Exercise aim: Narrow the data below down to the lines containing "components".

--

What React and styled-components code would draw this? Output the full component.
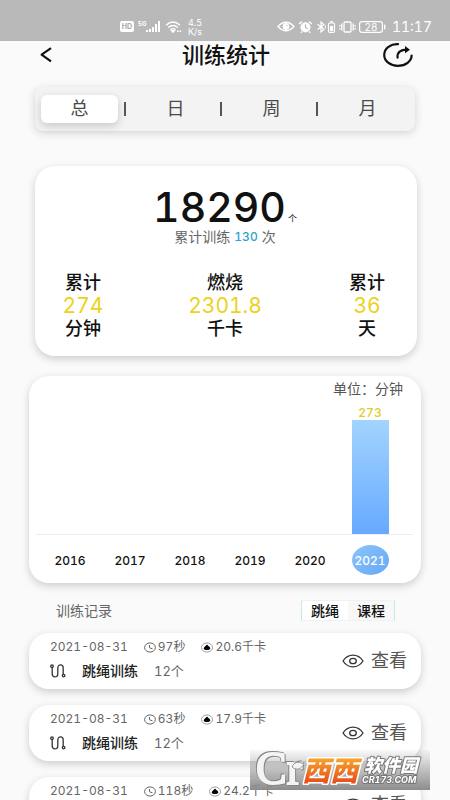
import React, { useState } from "react";
import styled, { createGlobalStyle } from "styled-components";

const GlobalStyle = createGlobalStyle`
  * {
    box-sizing: border-box;
  }
  body {
    margin: 0;
    background: #fafafa;
    color: #111;
    font-family: Inter, "Noto Sans CJK SC", sans-serif;
    font-variant-numeric: tabular-nums;
  }
  button {
    padding: 0;
    border: none;
    background: none;
    color: inherit;
    font-family: inherit;
    font-variant-numeric: inherit;
    cursor: pointer;
  }
`;

const Page = styled.div`
  height: 100vh;
  overflow-x: hidden;
  overflow-y: auto;
  scrollbar-width: none;
`;

const StatusBar = styled.div`
  height: 41px;
  padding: 12px 18px 0 120px;
  display: flex;
  justify-content: space-between;
  align-items: center;
  background: #b9b9b9;
  color: #fff;
`;

const StatusGroup = styled.div`
  display: flex;
  align-items: center;
  gap: ${(p) => p.$gap};
`;

const Speed = styled.div`
  margin-left: 2px;
  font-size: 9px;
  line-height: 9px;
  text-align: center;
`;

const Clock = styled.div`
  margin-left: 3px;
  font-size: 14px;
  line-height: 16px;
`;

const Header = styled.header`
  height: 28px;
  padding: 0 37px 0 39px;
  display: grid;
  grid-template-columns: 32px 1fr 32px;
  align-items: center;
`;

const IconButton = styled.button`
  height: 28px;
  display: flex;
  align-items: center;
  justify-content: ${(p) => p.$align};
`;

const Title = styled.h1`
  margin: 0;
  font-size: 22px;
  line-height: 28px;
  font-weight: 500;
  text-align: center;
`;

const Tabs = styled.nav`
  height: 44px;
  margin: 18px 35px 0;
  padding: 0 9px 0 6px;
  display: flex;
  align-items: center;
  background: #f3f3f3;
  border-radius: 8px;
  box-shadow: 0 2px 8px rgba(0, 0, 0, 0.16);
`;

const Tab = styled.button`
  flex: 1;
  height: 28px;
  border-radius: 6px;
  color: #4a4a4a;
  font-size: 18px;
  line-height: 28px;
  background: ${(p) => (p.$active ? "#fff" : "transparent")};
  box-shadow: ${(p) => (p.$active ? "0 3px 8px rgba(0, 0, 0, 0.18)" : "none")};
`;

const TabDivider = styled.span`
  width: 2px;
  height: 14px;
  margin: 0 11px 0 6px;
  background: #555;
`;

const Card = styled.section`
  background: #fff;
  border-radius: 20px;
  box-shadow: 0 3px 8px rgba(0, 0, 0, 0.18);
`;

const SummaryCard = styled(Card)`
  margin: 35px 33px 0 35px;
  padding: 19px 14px 16px 12px;
`;

const Total = styled.div`
  display: flex;
  justify-content: center;
  align-items: baseline;
  gap: 2px;
  font-size: 41px;
  line-height: 44px;
  font-weight: 500;
`;

const TotalUnit = styled.span`
  font-size: 9px;
  line-height: 12px;
  font-weight: 400;
`;

const Sessions = styled.div`
  margin-top: 1px;
  display: flex;
  justify-content: center;
  gap: 4px;
  color: #666;
  font-size: 14px;
  line-height: 14px;
`;

const SessionCount = styled.span`
  color: #2aa5cb;
  font-size: 12px;
  font-weight: 500;
`;

const Stats = styled.div`
  margin-top: 27px;
  display: flex;
  justify-content: space-between;
`;

const Stat = styled.div`
  width: 72px;
  display: flex;
  flex-direction: column;
  align-items: center;
  font-size: 18px;
  line-height: 23px;
  font-weight: 500;
`;

const StatValue = styled.span`
  color: #ecd21c;
  font-size: 21px;
  font-weight: 400;
`;

const ChartCard = styled(Card)`
  margin: 20px 29px 0;
  padding: 3px 8px 8px 7px;
`;

const ChartUnit = styled.div`
  padding-right: 10px;
  color: #555;
  font-size: 14px;
  line-height: 20px;
  text-align: right;
`;

const Plot = styled.div`
  height: 136px;
  padding: 0 13px 0 4px;
  display: flex;
  border-bottom: 1px solid #eee;
`;

const Column = styled.div`
  flex: 1;
  display: flex;
  flex-direction: column;
  justify-content: flex-end;
  align-items: center;
`;

const BarValue = styled.span`
  color: #e3cc22;
  font-size: 12px;
  line-height: 15px;
  font-weight: 500;
`;

const Bar = styled.div`
  width: 37px;
  background: linear-gradient(#a3d4ff, #66a9ff);
`;

const Years = styled.div`
  padding: 10px 13px 0 4px;
  display: flex;
`;

const YearCell = styled.div`
  flex: 1;
  display: flex;
  justify-content: center;
`;

const Year = styled.button`
  width: 37px;
  height: 30px;
  border-radius: 50%;
  font-size: 12px;
  font-weight: 500;
  color: ${(p) => (p.$active ? "#fff" : "#111")};
  background: ${(p) =>
    p.$active ? "linear-gradient(135deg, #8cc4fa, #64a8f6)" : "transparent"};
`;

const RecordsHeader = styled.div`
  margin: 17px 55px 12px 56px;
  display: flex;
  justify-content: space-between;
  align-items: center;
`;

const RecordsTitle = styled.h2`
  margin: 0;
  color: #666;
  font-size: 14px;
  line-height: 20px;
  font-weight: 400;
`;

const Filters = styled.div`
  display: flex;
  border: 1px solid #eef3f1;
  border-left-color: #c5ebe0;
  border-right-color: #c5ebe0;
`;

const Filter = styled.button`
  width: 46px;
  height: 19px;
  font-size: 14px;
  line-height: 19px;
  font-weight: 500;
  background: ${(p) => (p.$active ? "#fff" : "#f8f8f8")};
`;

const RecordCard = styled(Card)`
  margin: 0 29px 16px;
  padding: 0 14px 0 21px;
  display: flex;
  justify-content: space-between;
  align-items: center;
`;

const RecordInfo = styled.div`
  padding: 4px 0 8px;
`;

const RecordMeta = styled.div`
  display: flex;
  gap: 16px;
  color: #666;
  font-size: 12px;
  line-height: 20px;
`;

const MetaItem = styled.span`
  display: flex;
  align-items: center;
  gap: 2px;
`;

const RecordDetail = styled.div`
  margin-top: 4px;
  display: flex;
  align-items: center;
  gap: 16px;
  color: #666;
  font-size: 14px;
  line-height: 20px;
`;

const RecordName = styled.span`
  color: #222;
  font-weight: 500;
`;

const RecordCount = styled.span`
  font-size: 13px;
`;

const ViewButton = styled.button`
  display: flex;
  align-items: center;
  gap: 7px;
  color: #555;
  font-size: 18px;
  line-height: 24px;
`;

const Watermark = styled.div`
  position: fixed;
  right: 20px;
  bottom: 10px;
  height: 40px;
  background: linear-gradient(rgba(130, 130, 130, 0.05), #8c8c8c);
`;

const LogoLetters = styled.text`
  font: 46px "Liberation Serif", serif;
  fill: #f4f4f4;
  stroke: #f4f4f4;
  stroke-width: 2px;
  filter: drop-shadow(1px 1px 0 #858585) drop-shadow(-1px -1px 0 #858585);
`;

const HdIcon = () => (
  <svg width="14" height="11" viewBox="0 0 14 11">
    <rect width="14" height="11" rx="2" fill="#fff" />
    <text x="7" y="8" fontSize="7" fontWeight="700" fill="#aaa" textAnchor="middle">
      HD
    </text>
  </svg>
);

const SignalIcon = () => (
  <svg width="23" height="12" viewBox="0 0 23 12" fill="#fff">
    <text x="0" y="5" fontSize="6" fontWeight="700">
      5G
    </text>
    <path d="M8 9h2v2H8zM11 8h2v3h-2zM14 6h2v5h-2zM17 3h2v8h-2zM20 0h2v11h-2z" />
  </svg>
);

const WifiIcon = () => (
  <svg width="17" height="12" viewBox="0 0 17 12" fill="none" stroke="#fff" strokeWidth="1.4">
    <path d="M1 4.2Q8 -2 15 4.2M3.2 6.5Q8 2.4 12.8 6.5M5.4 8.7Q8 6.6 10.6 8.7" />
    <path d="M6.8 9.8L8 11.2 9.2 9.8zM12 10.2h1.6M14.6 10.2h1.6" />
  </svg>
);

const StatusEye = () => (
  <svg width="18" height="11" viewBox="0 0 18 11" fill="none" stroke="#fff">
    <path d="M1 5.5Q9-3 17 5.5 9 14 1 5.5z" strokeWidth="1.3" />
    <circle cx="9" cy="5.5" r="3" fill="#fff" />
    <circle cx="10" cy="4.5" r=".6" fill="#aaa" stroke="none" />
  </svg>
);

const AlarmIcon = () => (
  <svg width="15" height="12" viewBox="0 0 15 12" fill="none" stroke="#fff">
    <circle cx="7.5" cy="6.3" r="4.6" fill="#fff" />
    <path d="M1 3l3-2.4M14 3l-3-2.4M4 10.5l-1.2 1.2M11 10.5l1.2 1.2" strokeWidth="1.5" />
    <path d="M7.5 3.5v3.2l2.3 1" stroke="#aaa" />
  </svg>
);

const BluetoothIcon = () => (
  <svg width="20" height="12" viewBox="0 0 20 12" fill="none" stroke="#fff">
    <path d="M1.5 3.2l6.5 5-3 2.8V1l3 2.6-6.5 5" strokeWidth="1.2" />
    <path d="M9.4 4.4v3" />
    <rect x="12.5" y="2" width="6" height="9.4" rx="1.2" strokeWidth="1.2" />
    <path d="M14 .8h3" strokeWidth="1.4" />
    <path d="M14 5h3v5h-3z" fill="#fff" stroke="none" />
  </svg>
);

const VibrateIcon = () => (
  <svg width="17" height="12" viewBox="0 0 17 12" fill="none" stroke="#fff" strokeWidth="1.3">
    <rect x="5" y="1" width="7" height="10" rx="1" />
    <path d="M2.8 2.5v7M14.2 2.5v7M.8 4v1.5M.8 7v1.5M16.2 4v1.5M16.2 7v1.5" />
  </svg>
);

const BatteryIcon = () => (
  <svg width="27" height="12" viewBox="0 0 27 12">
    <rect x=".6" y=".6" width="22.8" height="10.8" rx="2.4" fill="none" stroke="#fff" strokeWidth="1.2" />
    <rect x="25" y="3.5" width="1.4" height="5" rx=".7" fill="#fff" />
    <text x="12" y="9.5" fontSize="10" fill="#fff" textAnchor="middle">
      28
    </text>
  </svg>
);

const BackIcon = () => (
  <svg width="13" height="16" viewBox="0 0 13 16" fill="none" stroke="#111" strokeWidth="2.2">
    <path d="M12 1.2L2.6 7.6 12 14.4" strokeLinejoin="round" />
  </svg>
);

const ShareIcon = () => (
  <svg width="30" height="24" viewBox="0 0 30 24" fill="none" stroke="#111" strokeWidth="2.2">
    <path d="M15 1.2C8 .8 1.2 5 1.2 12c0 6 6 10.8 13.6 10.8 7.8 0 13.8-4.6 13.8-10.2" strokeLinecap="round" />
    <path d="M14.6 14.6C14 9.2 17.5 6.8 24 6.7" strokeLinecap="round" />
    <path d="M22 3L27 6.7 22 10.2z" fill="#111" stroke="none" />
  </svg>
);

const TimeIcon = () => (
  <svg width="12" height="11" viewBox="0 0 12 11" fill="none" stroke="#666">
    <ellipse cx="6" cy="5.5" rx="5.4" ry="4.6" />
    <path d="M5.5 3v2.8l3 1" />
  </svg>
);

const BurnIcon = () => (
  <svg width="12" height="11" viewBox="0 0 12 11">
    <ellipse cx="6" cy="5.5" rx="5.5" ry="4.6" fill="none" stroke="#888" strokeWidth=".8" />
    <path d="M6 2.4C7 4 9.3 4.7 9.3 6.3 9.3 7.5 8.2 8 7 8H5C3.7 8 2.7 7.5 2.7 6.3 2.7 4.9 5 4 6 2.4z" fill="#000" />
  </svg>
);

const RopeIcon = () => (
  <svg width="16" height="14" viewBox="0 0 16 14" fill="none" stroke="#333" strokeWidth="1.3">
    <circle cx="2" cy="2.2" r="1.3" />
    <path d="M2.2 3.5v6.3C2.2 14 7.8 14 7.8 9.8V4C7.8-.2 13.2 0 13.2 4v6" />
    <circle cx="13.6" cy="11.6" r="1.3" />
  </svg>
);

const EyeIcon = () => (
  <svg width="22" height="14" viewBox="0 0 22 14" fill="none" stroke="#333" strokeWidth="1.3">
    <path d="M1 7C6-.8 16-.8 21 7 16 14.8 6 14.8 1 7z" strokeLinejoin="round" />
    <ellipse cx="11" cy="7" rx="3.3" ry="2.7" />
  </svg>
);

const WatermarkLogo = () => (
  <svg width="180" height="40" viewBox="0 0 180 40">
    <defs>
      <linearGradient id="orange" x1="0" y1="0" x2="0" y2="1">
        <stop offset=".2" stopColor="#f7a92c" />
        <stop offset=".8" stopColor="#e8541c" />
      </linearGradient>
    </defs>
    <LogoLetters x="6" y="34">
      Cr
    </LogoLetters>
    <path d="M42 17c2-5 6-6 12-3-3 5-7 7-12 3z" fill="#f4f4f4" stroke="#858585" strokeWidth=".8" />
    <g
      fontFamily="Noto Sans CJK SC, sans-serif"
      fontStyle="italic"
      fontWeight="900"
      paintOrder="stroke"
      strokeLinejoin="round"
    >
      <text x="52" y="31" fontSize="28" fill="url(#orange)" stroke="#fff" strokeWidth="3">
        西西
      </text>
      <text x="114" y="22" fontSize="18" fill="#fff" stroke="#777" strokeWidth="2">
        软件园
      </text>
    </g>
    <text
      x="112"
      y="33"
      fontSize="9"
      fontStyle="italic"
      fontWeight="700"
      fill="#fff"
      stroke="#777"
      strokeWidth="2"
      paintOrder="stroke"
    >
      CR173.COM
    </text>
  </svg>
);

const tabs = ["总", "日", "周", "月"];

const stats = [
  { label: "累计", value: "274", unit: "分钟" },
  { label: "燃烧", value: "2301.8", unit: "千卡" },
  { label: "累计", value: "36", unit: "天" },
];

const chart = [
  { year: "2016", minutes: 0 },
  { year: "2017", minutes: 0 },
  { year: "2018", minutes: 0 },
  { year: "2019", minutes: 0 },
  { year: "2020", minutes: 0 },
  { year: "2021", minutes: 273 },
];

const records = [
  { date: "2021-08-31", time: "97秒", burn: "20.6千卡", count: "12个" },
  { date: "2021-08-31", time: "63秒", burn: "17.9千卡", count: "12个" },
  { date: "2021-08-31", time: "118秒", burn: "24.2千卡", count: "12个" },
];

const BAR_HEIGHT = 114;
const maxMinutes = Math.max(...chart.map((c) => c.minutes));

const App = () => {
  const [tab, setTab] = useState("总");
  const [year, setYear] = useState("2021");
  const [filter, setFilter] = useState("跳绳");

  return (
    <Page>
      <GlobalStyle />
      <StatusBar>
        <StatusGroup $gap="4px">
          <HdIcon />
          <SignalIcon />
          <WifiIcon />
          <Speed>
            4.5
            <br />
            K/s
          </Speed>
        </StatusGroup>
        <StatusGroup $gap="3px">
          <StatusEye />
          <AlarmIcon />
          <BluetoothIcon />
          <VibrateIcon />
          <BatteryIcon />
          <Clock>11:17</Clock>
        </StatusGroup>
      </StatusBar>

      <Header>
        <IconButton $align="flex-start" aria-label="返回">
          <BackIcon />
        </IconButton>
        <Title>训练统计</Title>
        <IconButton $align="flex-end" aria-label="分享">
          <ShareIcon />
        </IconButton>
      </Header>

      <Tabs>
        {tabs.map((t, i) => (
          <React.Fragment key={t}>
            {i > 0 && <TabDivider />}
            <Tab $active={t === tab} onClick={() => setTab(t)}>
              {t}
            </Tab>
          </React.Fragment>
        ))}
      </Tabs>

      <SummaryCard>
        <Total>
          18290<TotalUnit>个</TotalUnit>
        </Total>
        <Sessions>
          累计训练 <SessionCount>130</SessionCount> 次
        </Sessions>
        <Stats>
          {stats.map((s) => (
            <Stat key={s.value}>
              <span>{s.label}</span>
              <StatValue>{s.value}</StatValue>
              <span>{s.unit}</span>
            </Stat>
          ))}
        </Stats>
      </SummaryCard>

      <ChartCard>
        <ChartUnit>单位：分钟</ChartUnit>
        <Plot>
          {chart.map((c) => (
            <Column key={c.year}>
              {c.minutes > 0 && (
                <>
                  <BarValue>{c.minutes}</BarValue>
                  <Bar style={{ height: (c.minutes / maxMinutes) * BAR_HEIGHT }} />
                </>
              )}
            </Column>
          ))}
        </Plot>
        <Years>
          {chart.map((c) => (
            <YearCell key={c.year}>
              <Year $active={c.year === year} onClick={() => setYear(c.year)}>
                {c.year}
              </Year>
            </YearCell>
          ))}
        </Years>
      </ChartCard>

      <RecordsHeader>
        <RecordsTitle>训练记录</RecordsTitle>
        <Filters>
          {["跳绳", "课程"].map((f) => (
            <Filter key={f} $active={f === filter} onClick={() => setFilter(f)}>
              {f}
            </Filter>
          ))}
        </Filters>
      </RecordsHeader>

      {records.map((r) => (
        <RecordCard key={r.time}>
          <RecordInfo>
            <RecordMeta>
              <span>{r.date}</span>
              <MetaItem>
                <TimeIcon />
                {r.time}
              </MetaItem>
              <MetaItem>
                <BurnIcon />
                {r.burn}
              </MetaItem>
            </RecordMeta>
            <RecordDetail>
              <RopeIcon />
              <RecordName>跳绳训练</RecordName>
              <RecordCount>{r.count}</RecordCount>
            </RecordDetail>
          </RecordInfo>
          <ViewButton>
            <EyeIcon />
            查看
          </ViewButton>
        </RecordCard>
      ))}

      <Watermark>
        <WatermarkLogo />
      </Watermark>
    </Page>
  );
};

export default App;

--

Worked answer:
What React and styled-components code would draw this? Output the full component.
import styled, { createGlobalStyle } from "styled-components";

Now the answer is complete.